Small plates or sushi rolls are a great place to start and yellowtail taquitos (£12) is one of the most popular dishes. It’s easy to see why; the crunchy little morsels hold a sweet and spicy meld of moist fish flakes and avocado. Just as enjoyable are the samba rolls – beautiful maki rolls with occasional Latin American twists. A Samba London plank (£15) is an all-rounder option, with six different raw fish toppings and accompanying wasabi mayo and soy sauce reduction. To suit extravagant City diners, wagyu tataki (£17) comes with the addition of foie gras and a fried quails egg. This is one of the richer dishes on an otherwise light starter menu.
Another delicacy on the small plates menu is kuromitsu glazed pork belly wraps (£12). Four caramelised morsels of fleshy meat are served in individual lettuce leaves, with little nibbles of orange flesh to add an extra citrus kick. Peruvian corn makes an ideal side dish to accompany larger main course options – the large kernels are less sweet than corn found in this part of the world, and are cooked in a fragrant coriander glaze. The robata grill provides ideal main courses to share, with asparagus on skewers (£8.50) tasting crisp and crunchy with a sesame tang.
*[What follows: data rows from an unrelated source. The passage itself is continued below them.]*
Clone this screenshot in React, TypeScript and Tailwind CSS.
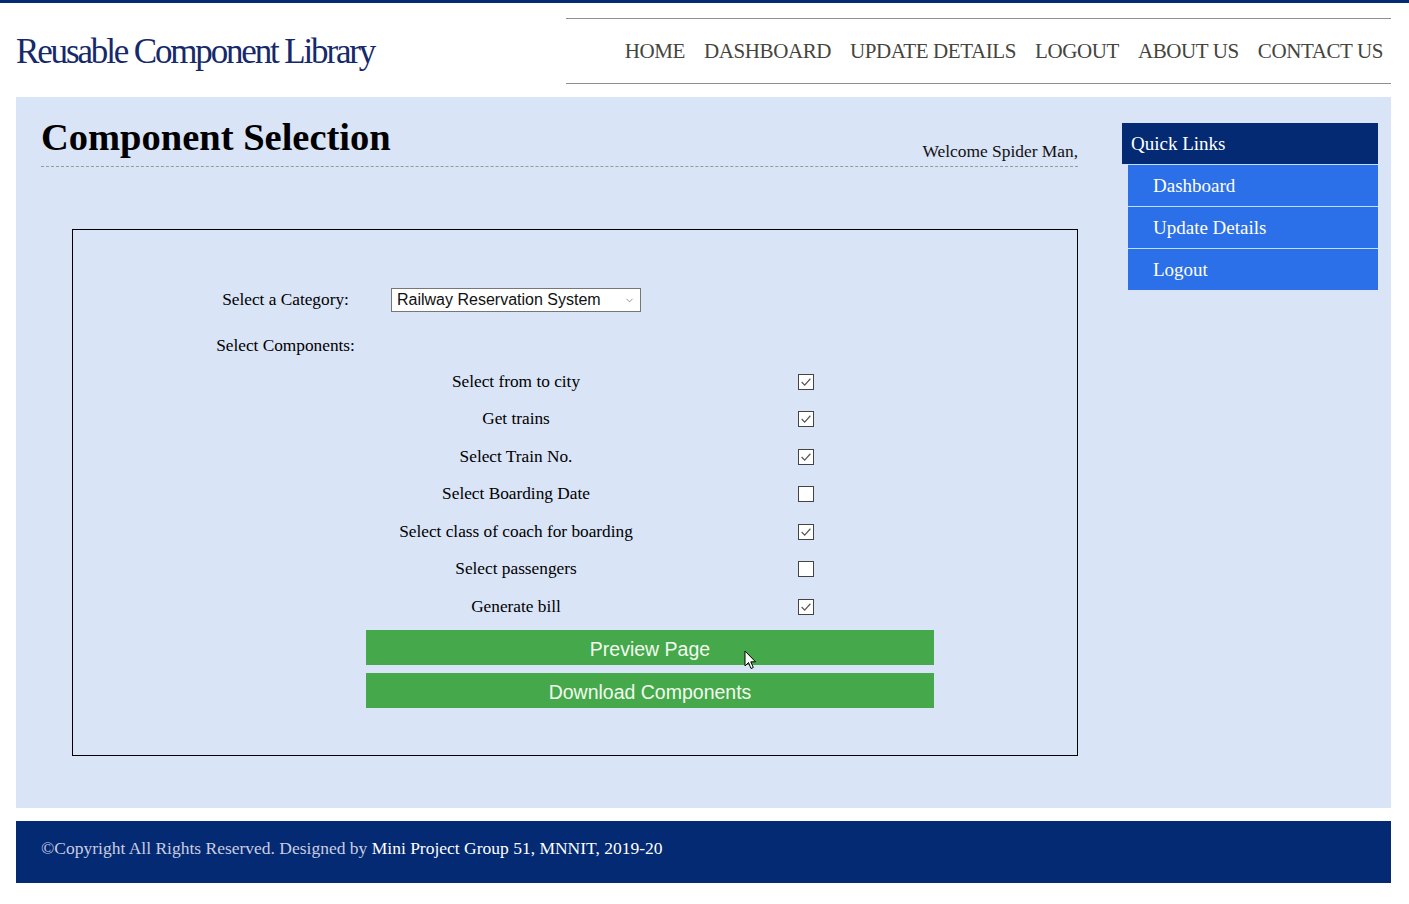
import { ChevronDown } from 'lucide-react'

const components: [string, boolean][] = [
  ['Select from to city', true],
  ['Get trains', true],
  ['Select Train No.', true],
  ['Select Boarding Date', false],
  ['Select class of coach for boarding', true],
  ['Select passengers', false],
  ['Generate bill', true],
]

const navItems = ['HOME', 'DASHBOARD', 'UPDATE DETAILS', 'LOGOUT', 'ABOUT US', 'CONTACT US']
const quickLinks = ['Dashboard', 'Update Details', 'Logout']

function CheckBox({ checked }: { checked: boolean }) {
  return (
    <span className="flex h-[16px] w-[16px] items-center justify-center border border-[#444] bg-white">
      {checked && (
        <svg width="12" height="12" viewBox="0 0 11 11" fill="none">
          <path d="M1.5 5.5 L4.3 8.3 L9.5 2.5" stroke="#555" strokeWidth="1.1" />
        </svg>
      )}
    </span>
  )
}

export default function App() {
  return (
    <div className="min-h-screen bg-white font-['Liberation_Serif','Times_New_Roman',serif] text-black">
      <div className="h-[3px] bg-[#032a72]" />

      {/* Header */}
      <header className="flex h-[94px] items-start justify-between pl-[16px] pr-[18px]">
        <h1 className="mt-[29px] text-[35px] leading-[40px] tracking-[-2.15px] text-[#16296a]">
          Reusable Component Library
        </h1>
        <nav className="mt-[15px] flex h-[66px] w-[825px] items-center justify-end gap-[19px] border-y border-[#8f8f8f] pr-[8px] pt-[2px]">
          {navItems.map((item) => (
            <a key={item} className="text-[21px] tracking-[-0.4px] text-[#45443d]">
              {item}
            </a>
          ))}
        </nav>
      </header>

      {/* Main */}
      <main className="ml-[16px] mr-[18px] flex bg-[#d9e4f6] pl-[25px] pr-[13px] pt-[21px] pb-[52px]">
        <div className="w-[1037px]">
          <div className="flex items-end justify-between border-b border-dashed border-[#999]">
            <h2 className="mb-[10px] text-[38.5px] font-bold leading-[38px]">Component Selection</h2>
            <span className="mb-[5px] text-[17.4px] leading-[20px] text-[#111]">Welcome Spider Man,</span>
          </div>

          <div className="ml-[31px] mt-[62px] h-[527px] w-[1006px] border border-black text-[17.3px]">
            <div className="mt-[58px] flex h-[24px] items-center">
              <span className="ml-[127px] w-[171px] text-center">Select a Category:</span>
              <div className="relative ml-[20px] flex h-[24px] w-[250px] items-center border border-[#767676] bg-white pl-[5px] font-['Liberation_Sans',Arial,sans-serif] text-[16px] text-[#111]">
                Railway Reservation System
                <ChevronDown className="absolute right-[5px] top-[6px] h-[11px] w-[11px] text-[#666]" strokeWidth={1.5} />
              </div>
            </div>

            <div className="mt-[24px] flex h-[20px] items-center">
              <span className="ml-[127px] w-[171px] text-center">Select Components:</span>
            </div>

            <div className="mt-[7px]">
              {components.map(([label, checked]) => (
                <div key={label} className="flex h-[37.5px] items-center">
                  <span className="ml-[318px] w-[250px] text-center">{label}</span>
                  <span className="flex w-[330px] justify-center">
                    <CheckBox checked={checked} />
                  </span>
                </div>
              ))}
            </div>

            <div className="ml-[293px] mt-[4px] flex w-[568px] flex-col gap-[8px] font-['Liberation_Sans',Arial,sans-serif] text-[19.5px] text-[#f2fbef]">
              <button className="relative h-[35px] bg-[#45a84a] pt-[5px]">
                Preview Page
                <svg className="absolute left-[378px] top-[20px]" width="13" height="20" viewBox="0 0 13 20">
                  <path d="M1 1 L1 16 L4.5 12.5 L7 18.5 L9.3 17.5 L6.8 11.8 L11.5 11.8 Z" fill="#fff" stroke="#000" strokeWidth="1" />
                </svg>
              </button>
              <button className="h-[35px] bg-[#45a84a] pt-[5px]">Download Components</button>
            </div>
          </div>
        </div>

        {/* Quick links */}
        <aside className="ml-auto mt-[5px] w-[256px]">
          <div className="flex h-[41px] items-center bg-[#032a72] pl-[9px] pt-[2px] text-[19px] text-white">Quick Links</div>
          <ul className="ml-[6px]">
            {quickLinks.map((link) => (
              <li
                key={link}
                className="flex h-[42px] items-center border-t border-[#bfe0ff] bg-[#2b6fe9] pl-[25px] pt-[2px] text-[19px] text-white"
              >
                {link}
              </li>
            ))}
          </ul>
        </aside>
      </main>

      {/* Footer */}
      <footer className="ml-[16px] mr-[18px] mt-[13px] flex h-[62px] items-center bg-[#032a72] pl-[25px] text-[17.5px] text-[#c9cde2]">
        <span className="-mt-[8px]">
          ©Copyright All Rights Reserved. Designed by <span className="text-white">Mini Project Group 51, MNNIT, 2019-20</span>
        </span>
      </footer>
    </div>
  )
}
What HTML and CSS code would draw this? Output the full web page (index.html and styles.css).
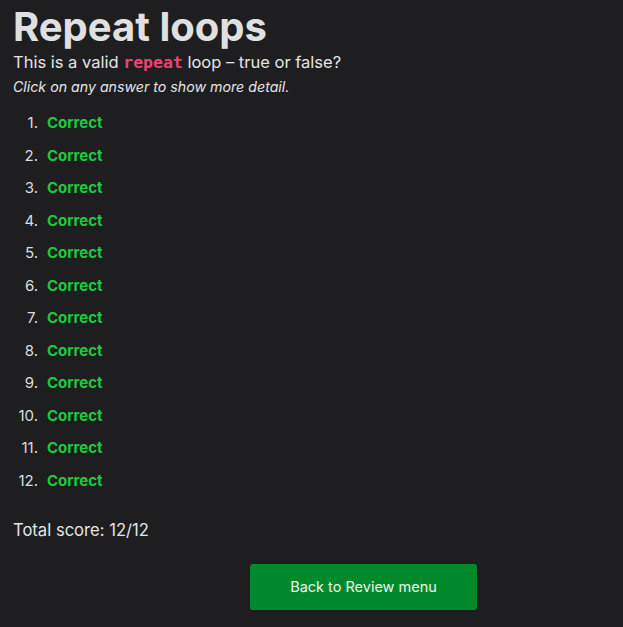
FILE: index.html
```html
<!DOCTYPE html>
<html>
<head>
<meta charset="utf-8">
<link rel="stylesheet" href="styles.css">
</head>
<body>
<main class="page">
  <h1 class="title">Repeat loops</h1>
  <p class="question">This is a valid <code class="kw">repeat</code> loop – true or false?</p>
  <p class="hint">Click on any answer to show more detail.</p>
  <ol class="answers">
    <li><span class="ok">Correct</span></li>
    <li><span class="ok">Correct</span></li>
    <li><span class="ok">Correct</span></li>
    <li><span class="ok">Correct</span></li>
    <li><span class="ok">Correct</span></li>
    <li><span class="ok">Correct</span></li>
    <li><span class="ok">Correct</span></li>
    <li><span class="ok">Correct</span></li>
    <li><span class="ok">Correct</span></li>
    <li><span class="ok">Correct</span></li>
    <li><span class="ok">Correct</span></li>
    <li><span class="ok">Correct</span></li>
  </ol>
  <p class="score">Total score: 12/12</p>
  <div class="actions">
    <button class="back">Back to Review menu</button>
  </div>
</main>
</body>
</html>
```
FILE: styles.css
```css
html, body {
  margin: 0;
  padding: 0;
  background: #1e1e20;
}
body {
  font-family: Inter, "Noto Sans", sans-serif;
  color: #e4e4e6;
}
.page {
  padding: 0 13px;
}
.title {
  margin: 0;
  padding-top: 4px;
  font-size: 40px;
  font-weight: 700;
  line-height: 46px;
  color: #e0e0e2;
}
.question {
  margin: 0;
  font-size: 16.5px;
  line-height: 24px;
}
.kw {
  font-family: "DejaVu Sans Mono", monospace;
  font-weight: 700;
  font-size: 16.5px;
  color: #ec4470;
}
.hint {
  margin: 2px 0 0;
  font-size: 14.2px;
  font-style: italic;
  line-height: 20px;
}
.answers {
  margin: 16px 0 0;
  padding: 0;
  list-style: none;
  font-size: 15px;
  counter-reset: item;
}
.answers li {
  line-height: 20px;
  margin-bottom: 12.5px;
  counter-increment: item;
}
.answers li::before {
  content: counter(item) ".";
  display: inline-block;
  width: 25px;
  margin-right: 9px;
  text-align: right;
  color: #dcdcde;
}
.ok {
  color: #1ccb3c;
  font-weight: 700;
}
.score {
  margin: 29px 0 0;
  font-size: 16.6px;
  line-height: 20px;
}
.actions {
  margin-top: 24px;
  padding-left: 237px;
}
.back {
  width: 227px;
  height: 46px;
  border: none;
  border-radius: 3px;
  background: #008a2b;
  color: #eef5ee;
  font-family: Inter, "Noto Sans", sans-serif;
  font-size: 14.5px;
}
```
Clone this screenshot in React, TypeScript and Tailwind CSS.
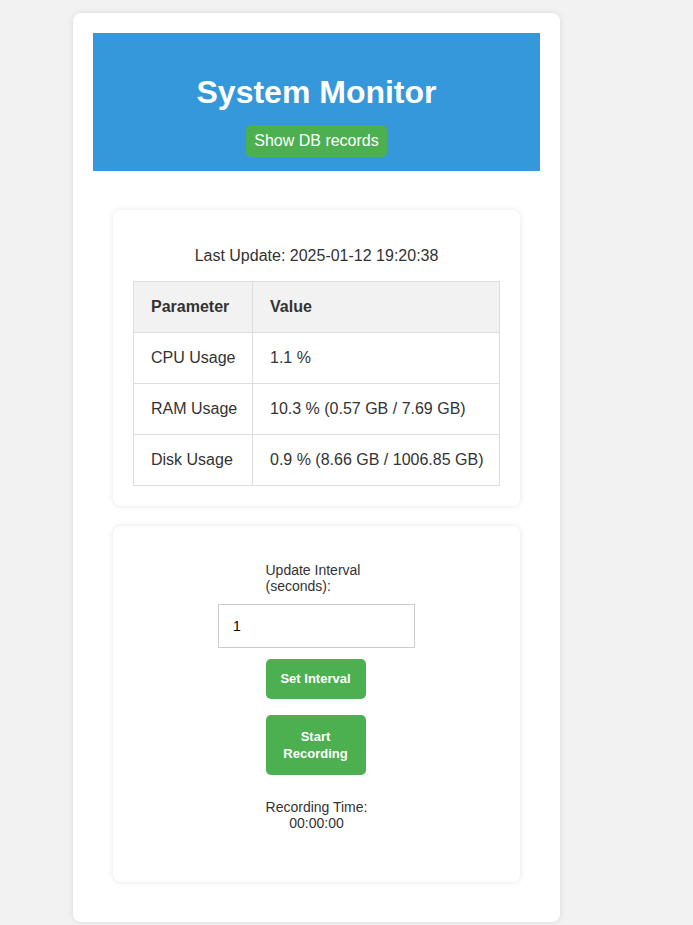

Duck breast (£14) from the grill is cut into slithers and is intense in iron-rich flavour and deliciously pink in the middle. Meanwhile larger plates are on offer for bigger appetites and a fleshy cut of sea bass (£27) is perfectly presented sitting neatly on a corn leaf. It is sweet and zesty from a leche de tigre marinade and comes with a pretty heritage tomato accompaniment.
Desserts aren’t as consistently accomplished as some of these stunning-looking main course dishes, and an apple tiradito (£10.50) has a slightly synthetic flavour from its Granny Smith foam, although its accompanying coconut lime sorbet is a real palate cleanser and a pretty mosaic of apple and peach slices looks pleasing on the plate. The chocolate banana cake (£10) is a much better bet, with a moist texture similar to that of a sticky toffee pudding, and with vanilla rum ice cream and plantain chips adding the necessary Latin flavour.
The sake offering is substantial here and 100ml measures start at £8 on the list, although real connoisseurs can pay extra to try sakes from a seasonal list. For City slickers less inclined to sample sake, there’s plenty of bubbly to go around., including some vintage Cristal and Dom Perignon. Wines are well chosen to suit the subtle and citrusy flavours in the food, such as a robust Sauvignon Blanc from the Loire Valley for £7.50 by the glass or £43 by the bottle. Cocktails include a Japanese twist on the Peruvian Pisco Sour, as well as a couple of tequila- and rum-based concoctions. Finally, the beer list is perfectly representative of what Sushisamba is all about – Brahma from Brazil, Cusquena from Peru and Kirin Ichiban from Japan all cost £5 by the bottle.
The Last Word
Sushisamba is a City slicker’s playground and the food, drink and views go a long way to explaining why the 600-cover restaurant is consistently flowing with custom. If you can justify the price tag, then this is the perfect place to sample some serious fusion food in supremely stylish surroundings.